La scuola e il dilemma dei compiti a casa

12.12.2014 13:05

"Nove ore la settimana: tante ne passano, chini sui libri di testo a casa, i quindicenni italiani. Troppe, spiega la relazione che accompagna i dati elaborati dall’Ocse-Pisa ... Eppure, in Italia, i ragazzi che si impegnano di più a casa vanno meglio a scuola" (Gianna Fregonara, Corriere della Sera del 12 dicembre 2014)
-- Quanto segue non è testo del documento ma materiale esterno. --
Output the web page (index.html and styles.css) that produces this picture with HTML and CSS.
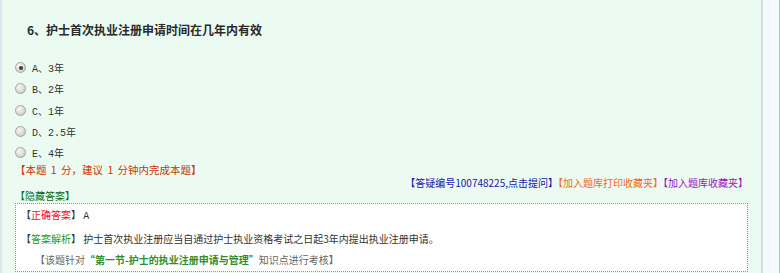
FILE: index.html
```html
<!DOCTYPE html>
<html lang="zh-CN">
<head>
<meta charset="utf-8">
<title>试题</title>
<link rel="stylesheet" href="styles.css">
</head>
<body>
<div class="page">
  <div class="main">
    <h2 class="q-title">6、护士首次执业注册申请时间在几年内有效</h2>
    <ul class="options">
      <li><span class="radio checked"></span><span class="opt">A、3年</span></li>
      <li><span class="radio"></span><span class="opt">B、2年</span></li>
      <li><span class="radio"></span><span class="opt">C、1年</span></li>
      <li><span class="radio"></span><span class="opt">D、2.5年</span></li>
      <li><span class="radio"></span><span class="opt">E、4年</span></li>
    </ul>
    <p class="score">【本题 1 分，建议 1 分钟内完成本题】</p>
    <div class="links"><a class="ask">【答疑编号100748225,点击提问】</a><a class="print">【加入题库打印收藏夹】</a><a class="fav">【加入题库收藏夹】</a></div>
    <p class="toggle">【隐藏答案】</p>
    <div class="answer">
      <p class="row">【<span class="red">正确答案</span>】 <span class="mono">A</span></p>
      <p class="row">【<span class="green">答案解析</span>】 护士首次执业注册应当自通过护士执业资格考试之日起3年内提出执业注册申请。</p>
      <p class="row point">【该题针对<b>“第一节-护士的执业注册申请与管理”</b>知识点进行考核】</p>
    </div>
    <div class="yellow"></div>
  </div>
  <div class="side"></div>
</div>
</body>
</html>
```

FILE: styles.css
```css
* { box-sizing: border-box; }
html, body { margin: 0; padding: 0; }
body {
  width: 780px;
  height: 273px;
  overflow: hidden;
  background: #f4f9fe;
  font-family: "Noto Sans CJK SC", sans-serif;
  font-size: 10px;
  color: #333;
}
p { margin: 0; }
.page { display: flex; height: 273px; }
.main {
  width: 761px;
  background: #ebfbf2;
  border-left: 2px solid #d9e8ea;
  padding: 0 13px;
}
.side {
  width: 19px;
  background: #f4f9fe;
  border-left: 2px solid #cfdde3;
  border-right: 1px solid #a8d49a;
}
.q-title {
  margin: 20px 0 0 12px;
  font-size: 12px;
  line-height: 20px;
  font-weight: bold;
  color: #2a2a2a;
}
.options { list-style: none; margin: 17px 0 0; padding: 0; }
.options li { display: flex; align-items: center; height: 21.3px; }
.radio {
  width: 11px;
  height: 11px;
  border-radius: 50%;
  border: 1px solid #a4a4a4;
  background: radial-gradient(circle at 35% 30%, #f6f6f6 0%, #dedede 50%, #bdbdbd 100%);
  display: flex;
  align-items: center;
  justify-content: center;
}
.radio.checked::after {
  content: "";
  width: 4px;
  height: 4px;
  border-radius: 50%;
  background: #3a3a3a;
}
.opt {
  margin-left: 6px;
  font-family: "Liberation Mono", "Noto Sans CJK SC", monospace;
  font-size: 10px;
  color: #333;
}
.score { line-height: 13px; color: #cc3300; font-size: 10.5px; word-spacing: 2px; }
.links { text-align: right; line-height: 13px; }
.links a { text-decoration: none; }
.ask { color: #1515b0; }
.print { color: #f06a1a; }
.fav { color: #9a12c0; }
.toggle { line-height: 13px; color: #0a6a0a; margin-bottom: 1px; }
.answer {
  background: #fff;
  border: 1px dotted #f0781e;
}
.row { line-height: 21.5px; padding-left: 5px; color: #333; }
.mono { font-family: "Liberation Mono", monospace; }
.red { color: #f01010; }
.green { color: #1a9a1a; }
.point { padding-left: 19px; color: #666; }
.point b { color: #2e8e2e; }
.yellow {
  margin: 2px 0 0 -15px;
  width: 405px;
  height: 4px;
  background: #ffff4a;
}
```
Nove ore la settimana: tante ne passano, chini sui libri di testo a casa, i quindicenni italiani. Troppe, spiega la relazione che accompagna i dati elaborati dall’Ocse-Pisa 2012: e, in effetti, si tratta del triplo di quanto utilizzato per i loro compiti dai ragazzi finlandesi e coreani. Eppure, in Italia, i ragazzi che si impegnano di più a casa vanno meglio a scuola: hanno risultati superiori di 15 punti nella scala Ocse. Forse non tutti i genitori se ne sono accorti o ne hanno consapevolezza, specie dopo le otto di sera quando sono chini sui libri di testo dei figli, ma in dieci anni i compiti sono diminuiti. In media in Italia ogni settimana i quindicenni studiavano a casa 10 ore e mezza alla settimana, due ore e sei minuti al giorno, sabato e domenica esclusi. Oggi le ore dedicate ai compiti sono nove, in media. Il triplo di quelle dei ragazzi finlandesi, che vantano un sistema scolastico di prim’ordine, e dei coreani che per i compiti non usano più di tre ore alla settimana. Nove ore sono comunque troppe, si legge nella relazione che accompagna i dati elaborati dall’Ocse-Pisa 2012 e presentati ieri dall’organismo di Parigi che ha analizzato i dati di oltre cinquecentomila studenti in tutto il mondo.
Troppe, perché «i dati raccolti in questi anni evidenziano che dopo quattro ore di compiti alla settimana, il tempo ulteriore investito nello studio ha un impatto trascurabile sui risultati scolastici». Insomma, a sentire gli esperti, dati alla mano, i compiti andrebbero dimezzati. Eppure sfogliando il rapporto si scopre che in Italia, a conforto di studenti e genitori, i ragazzi che fanno più compiti a casa vanno meglio a scuola: hanno risultati superiori di 15 punti nella scala Ocse. Cioè i compiti alla fine servono. Non a sanare i buchi e le mancanze del sistema scolastico — il nostro nonostante sia migliorato negli anni non è certo tra i più efficienti — né a sostituire un insegnante poco preparato o una scuola mal organizzata. Spiega Francesca Borgonovi, analista dell’Ocse-Pisa e consulente del Miur: «I dati di questa rilevazione dimostrano che la qualità dell’offerta formativa, l’organizzazione del sistema scolastico e la preparazione degli insegnanti sono molto più importanti della quantità di compiti che vengono assegnati a casa nel determinare la preparazione accademica dei ragazzi». Insomma, tanti compiti non fanno un buon sistema scolastico.
Ma l’abitudine di affidare ai compiti una parte della formazione dei ragazzi crea anche un altro non secondario problema: nei compiti sono migliori i ragazzi dei licei e in generale quelli che appartengono a famiglie «socioeconomicamente avvantaggiate», in altre parole, affidare l’apprendimento ai compiti è discriminatorio e aumenta la disparità tra ricchi e poveri, chi ha meno possibilità fa in media meno compiti e ha risultati peggiori. La soluzione potrebbe essere abolirli? È vero che la tendenza a diminuirli è forte e proprio all’inizio di quest’anno — dopo che l’ex ministro Maria Chiara Carrozza aveva invitato ad andare nei musei o a leggere un libro nelle vacanze di Natale —, è rispuntata una circolare ministeriale del 1969 (protocollo 4600) mai abolita che aveva per oggetto il divieto di dare compiti nel week end, allora definito «il riposo festivo degli alunni». In Francia Hollande aveva proposto di eliminarli, e ora sul tavolo del ministro Giannini c’è una lettera aperta di un’insegnante che chiede per queste vacanze di abolirli, lasciando riposare i ragazzi.